Plaintiff generally avers fraud against all defendants in this matter. But she has failed to meet even the minimum pleading requirements of Federal Rule of Civil Procedure 9(b) as to any fraud claim against BofA.
CMS
Plaintiff’s claims based upon the HUD handbook fail to state a claim because “HUD regulations do not provide [] Plaintiff with a private right of action” and, in any event, plaintiff provides no discernable allegations in support of how CMS allegedly violated this section.
To the extent plaintiff avers that CMS violated plaintiff’s Home Affordable Modification Program Trial Payment Program agreement, that claim fails because the program does not create a private right of action for borrowers against servicers or lenders. Similarly plaintiff lacks a private right of action to enforce the CARES Act, which is sufficient to merit dismissal of that claim. Further the amended complaint reveal no actions taken by CMS which violate the CARES Act. Finally plaintiff cannot advance her FDCPA claim against CMS because CMS is not a “debt collector” as defined by the statute.
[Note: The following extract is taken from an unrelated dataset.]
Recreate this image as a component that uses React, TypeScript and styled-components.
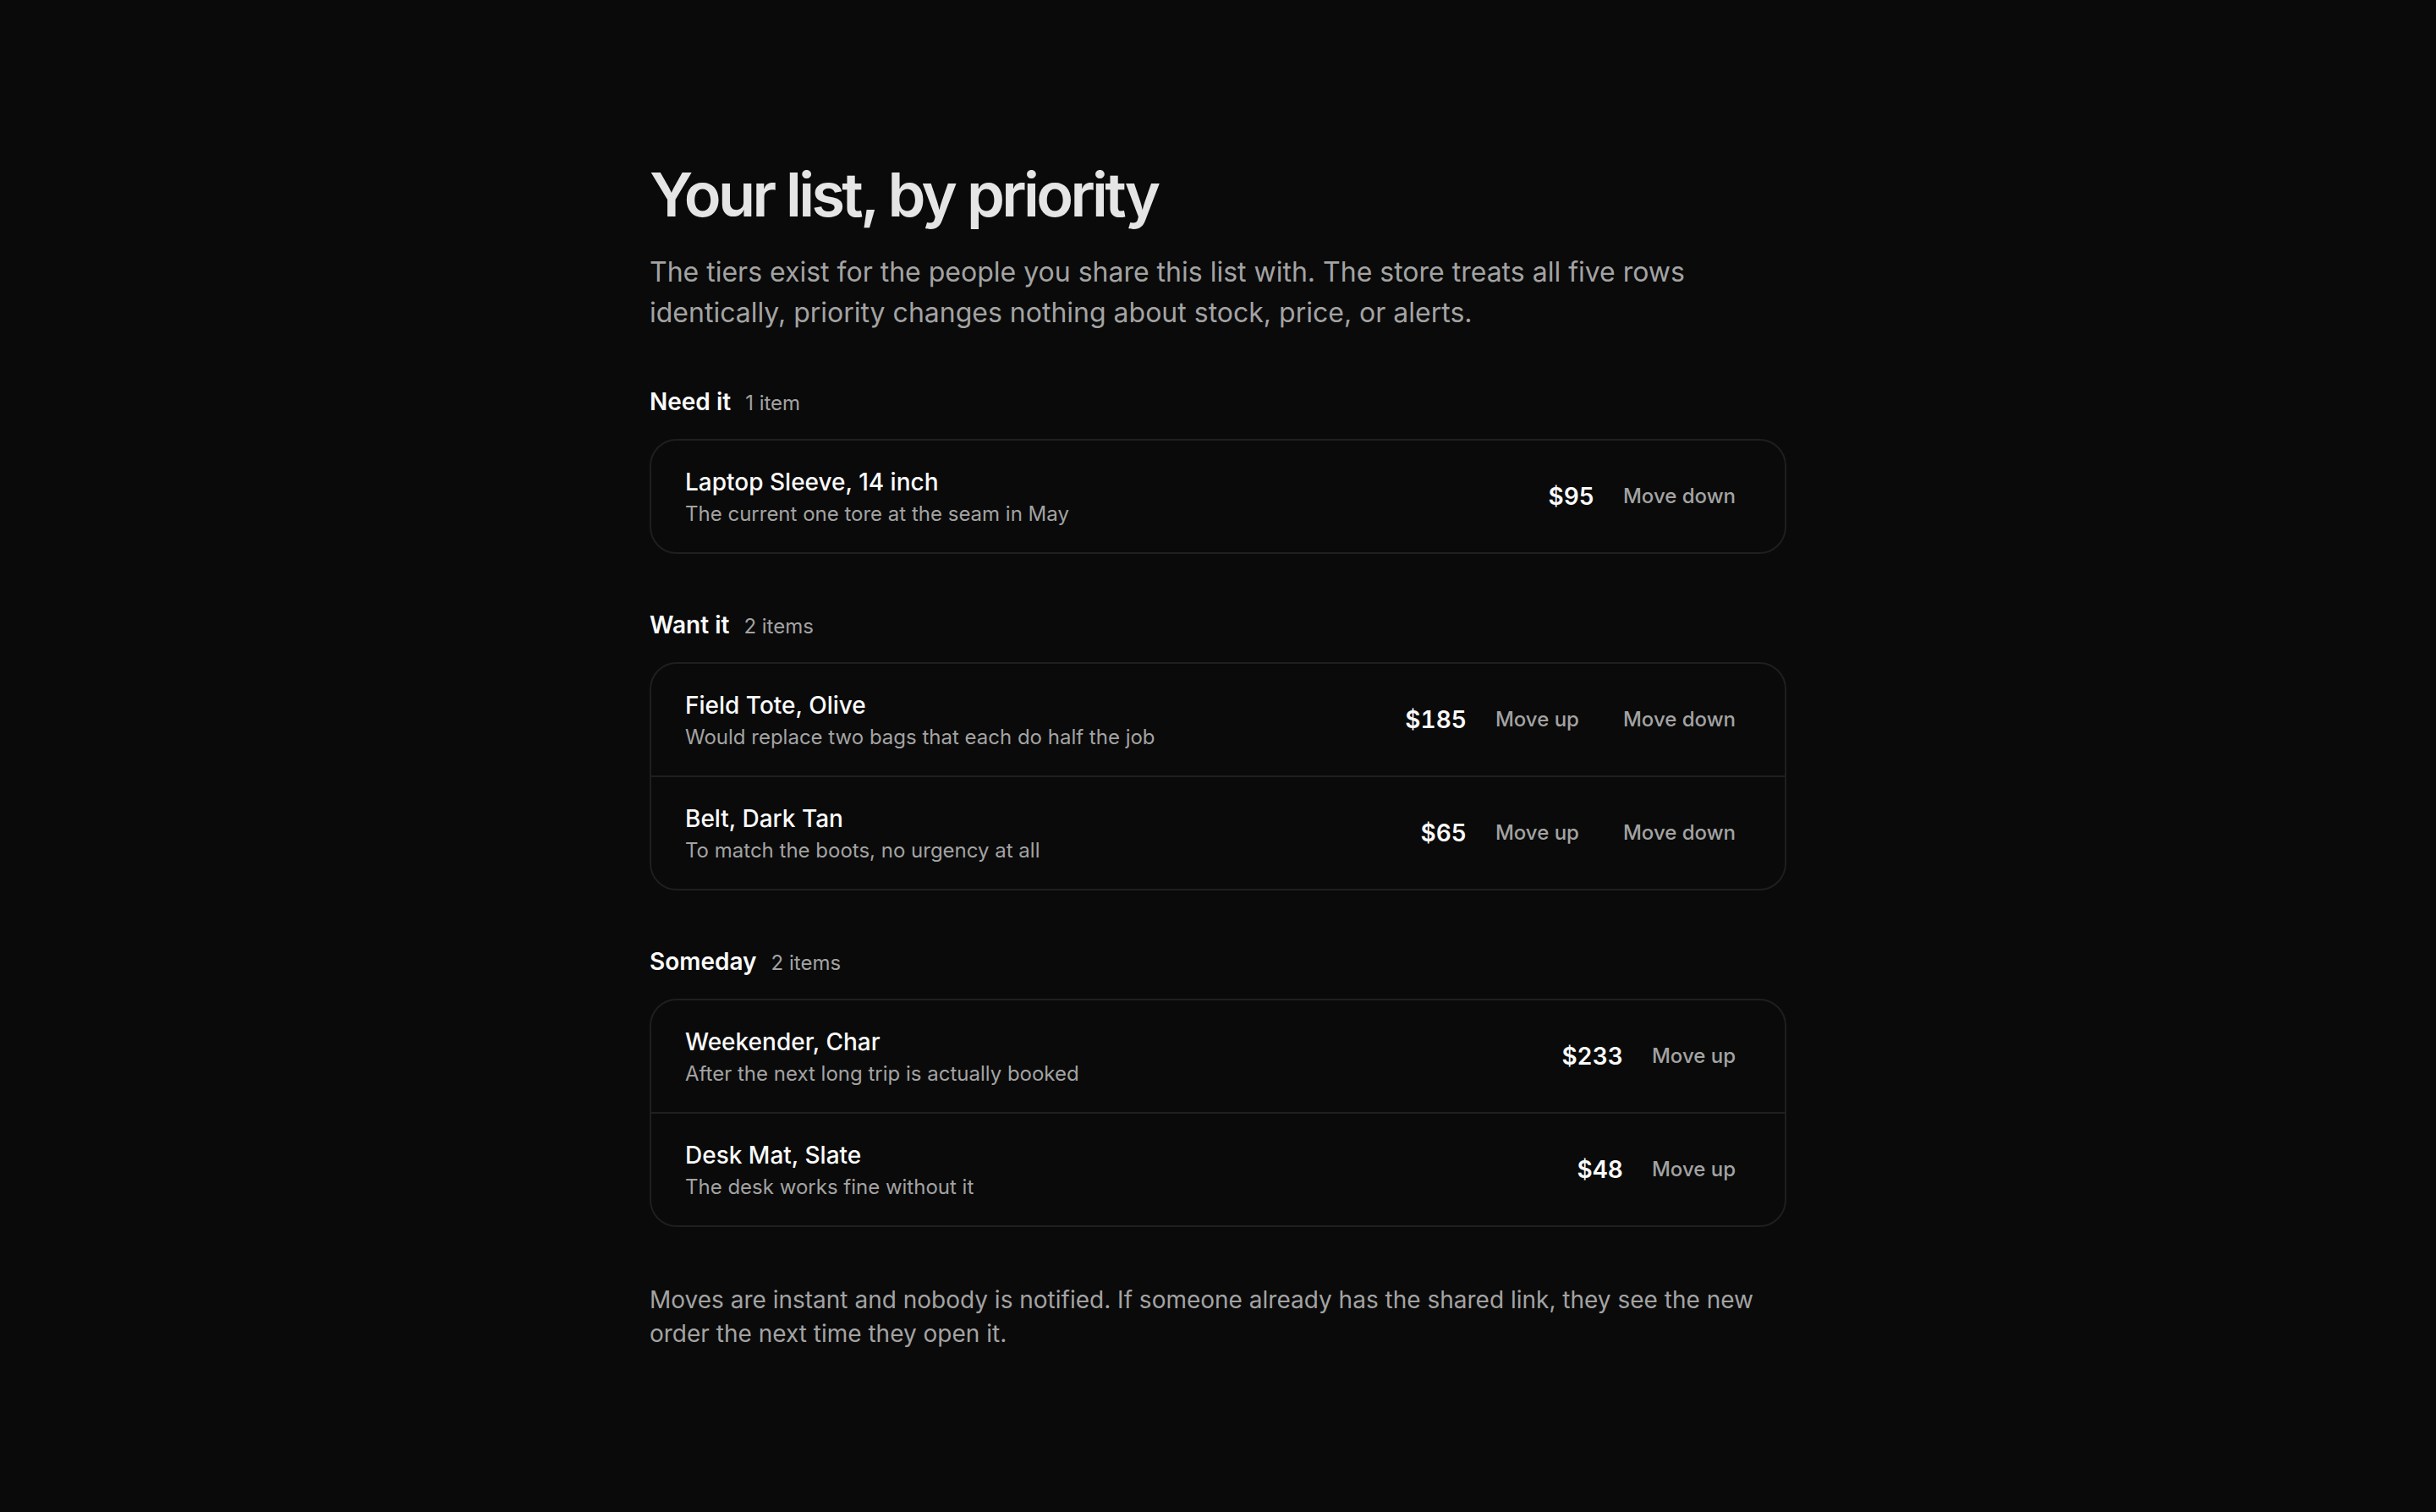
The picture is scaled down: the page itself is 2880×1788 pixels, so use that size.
import React from "react";
import styled, { createGlobalStyle } from "styled-components";

const GlobalStyle = createGlobalStyle`
  html, body {
    margin: 0;
    padding: 0;
    background: #0a0a0a;
  }
  body {
    min-height: 100vh;
    font-family: Inter, "Noto Sans", "Liberation Sans", sans-serif;
    color: #fafafa;
    -webkit-font-smoothing: antialiased;
  }
  * { box-sizing: border-box; }
`;

const Page = styled.main`
  max-width: 1344px;
  margin: 0 auto;
  padding: 190px 0 160px;
`;

const Title = styled.h1`
  margin: 0;
  font-size: 72px;
  line-height: 80px;
  font-weight: 600;
  letter-spacing: -0.05em;
  color: #e5e5e5;
`;

const Lead = styled.p`
  margin: 28px 0 0;
  font-size: 32px;
  line-height: 48px;
  color: #a3a3a3;
`;

const Section = styled.section<{ $first?: boolean }>`
  margin-top: ${(p) => (p.$first ? "61px" : "64px")};
`;

const SectionHead = styled.div`
  display: flex;
  align-items: baseline;
  gap: 17px;
  margin-bottom: 24px;
`;

const SectionName = styled.h2`
  margin: 0;
  font-size: 28px;
  line-height: 40px;
  font-weight: 600;
  color: #fafafa;
`;

const Count = styled.span`
  font-size: 24px;
  line-height: 32px;
  color: #a3a3a3;
`;

const Card = styled.ul`
  list-style: none;
  margin: 0;
  padding: 0;
  border: 2px solid #1f1f1f;
  border-radius: 32px;
  overflow: hidden;
`;

const Row = styled.li`
  display: flex;
  align-items: center;
  justify-content: space-between;
  gap: 32px;
  padding: 29px 40px;
  & + & {
    border-top: 2px solid #1f1f1f;
  }
`;

const Info = styled.div`
  display: flex;
  flex-direction: column;
  gap: 2px;
  min-width: 0;
`;

const Name = styled.span`
  font-size: 28px;
  line-height: 40px;
  font-weight: 500;
  color: #fafafa;
`;

const Note = styled.span`
  font-size: 24px;
  line-height: 32px;
  color: #a3a3a3;
`;

const Actions = styled.div`
  display: flex;
  align-items: center;
  gap: 16px;
`;

const Price = styled.span`
  font-size: 28px;
  line-height: 40px;
  font-weight: 600;
  font-variant-numeric: tabular-nums;
  color: #fafafa;
`;

const MoveButton = styled.button`
  appearance: none;
  background: transparent;
  border: 0;
  padding: 8px 18px;
  border-radius: 12px;
  font-family: inherit;
  font-size: 24px;
  line-height: 32px;
  font-weight: 500;
  color: #a3a3a3;
  cursor: pointer;
  &:hover {
    color: #fafafa;
  }
`;

const Footnote = styled.p`
  margin: 66px 0 0;
  font-size: 28px;
  line-height: 40px;
  color: #a3a3a3;
`;

type Item = { name: string; note: string; price: number };
type Tier = { name: string; items: Item[] };

const tiers: Tier[] = [
  {
    name: "Need it",
    items: [
      { name: "Laptop Sleeve, 14 inch", note: "The current one tore at the seam in May", price: 95 },
    ],
  },
  {
    name: "Want it",
    items: [
      { name: "Field Tote, Olive", note: "Would replace two bags that each do half the job", price: 185 },
      { name: "Belt, Dark Tan", note: "To match the boots, no urgency at all", price: 65 },
    ],
  },
  {
    name: "Someday",
    items: [
      { name: "Weekender, Char", note: "After the next long trip is actually booked", price: 233 },
      { name: "Desk Mat, Slate", note: "The desk works fine without it", price: 48 },
    ],
  },
];

export default function App() {
  return (
    <>
      <GlobalStyle />
      <Page>
        <Title>Your list, by priority</Title>
        <Lead>
          The tiers exist for the people you share this list with. The store treats all five rows
          identically, priority changes nothing about stock, price, or alerts.
        </Lead>
        {tiers.map((tier, ti) => (
          <Section key={tier.name} $first={ti === 0}>
            <SectionHead>
              <SectionName>{tier.name}</SectionName>
              <Count>
                {tier.items.length} {tier.items.length === 1 ? "item" : "items"}
              </Count>
            </SectionHead>
            <Card>
              {tier.items.map((item) => (
                <Row key={item.name}>
                  <Info>
                    <Name>{item.name}</Name>
                    <Note>{item.note}</Note>
                  </Info>
                  <Actions>
                    <Price>${item.price}</Price>
                    {ti > 0 && <MoveButton type="button">Move up</MoveButton>}
                    {ti < tiers.length - 1 && <MoveButton type="button">Move down</MoveButton>}
                  </Actions>
                </Row>
              ))}
            </Card>
          </Section>
        ))}
        <Footnote>
          Moves are instant and nobody is notified. If someone already has the shared link, they see
          the new order the next time they open it.
        </Footnote>
      </Page>
    </>
  );
}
Plaintiff has not alleged “the who, what, when, where, and how of the alleged fraud.” Additionally, each of the statutes cited by plaintiff are bare criminal statutes upon which courts are traditionally unwilling to interpret a private right of action.
Misjoinder
Plaintiff’s claim against Erie Insurance Group arises out of an insurance claim that, on its own, raises no justiciable federal question with a private right of action. There is no diversity jurisdiction and no supplemental jurisdiction. Erie is dismissed from the suit.
Shapiro
Plaintiff did not serve the Law Office of Gerald Shapiro. To afford any additional time to plaintiff would interfere with judicial efficiency and the interests of justice. Therefore, the law office is dismissed without prejudice.
Defendants’ motions to dismiss granted.
Earley v. U.S. Department of Housing and Urban Development, Case No. 1:21-cv-1437, July 7, 2022. EDVA at Alexandria (Alston). VLW 022-3-294. 37 pp.